The biggest challenge you may face is the coordination of withdrawals once your child starts college. Do your in-laws intend to reimburse you for the expenses incurred? Or will they prefer to pay the bills directly from their 529 plan? The simplest approach might be for them to roll over their 529 funds into your 529 plan at the appropriate time and let you handle the withdrawals. (They are restricted to one tax-free rollover per beneficiary every 12 months.) You should speak with your in-laws as college gets closer to come up with a strategy that accomplishes their desires. Also make sure everyone understands how that strategy affects tax reporting responsibilities and your child's financial aid eligibility.

In the meantime, you should attempt to find out more about the 529 accounts set up by your in-laws. You mentioned a "college trust," but most 529 plans are established with an individual, not a trust, as the owner. What would happen if your in-laws were to pass away before your child graduates from college? Are you, your spouse or both named as successor owners of the account established for your child, or is there a trustee who will continue to control their 529 accounts?

It would also be helpful to know how much of your daughter's college expenses are going to be covered by her grandparents. This information will obviously affect your own college planning. You should avoid putting more money into a 529 plan than is going to be needed for college expenses. If it's removed for other purposes, the earnings portion becomes subject to income tax and 10 percent penalty. Understand, no one will be forcing you to liquidate an "overfunded" 529 plan. You can avoid the tax and penalty by retaining it for eventual use by other qualifying family members -- perhaps even a future grandchild of your own.

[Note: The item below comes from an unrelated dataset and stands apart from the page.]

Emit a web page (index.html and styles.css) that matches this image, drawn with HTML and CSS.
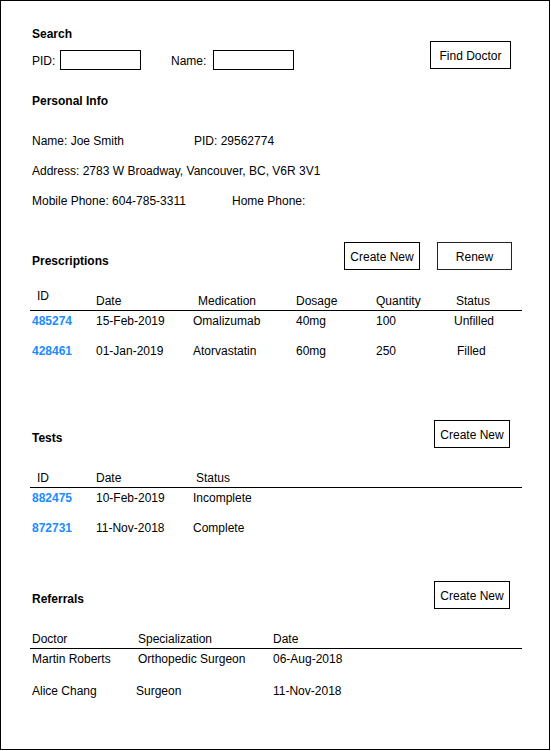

I think more grandparents should become familiar with 529 plans. I recall a survey done for Fidelity Investments suggesting that many would like nothing more than to help support their grandchildren's college dreams. Yet who could blame any grandparent for not incurring the legal and accounting fees necessary to form a family education trust, or for being reluctant to gift their money to a grandchild's custodial, or UTMA, account where they lose control over how that money is spent?

For some grandparents, the most-appealing aspect of a 529 plan is that they can continue to control the account even as the funds are no longer considered part of their taxable estates. They can make the investment choices; they can change beneficiary designations to other family members; they can even take the money back for themselves at any time subject to tax and penalty on the earnings. It could be just what they have been looking for.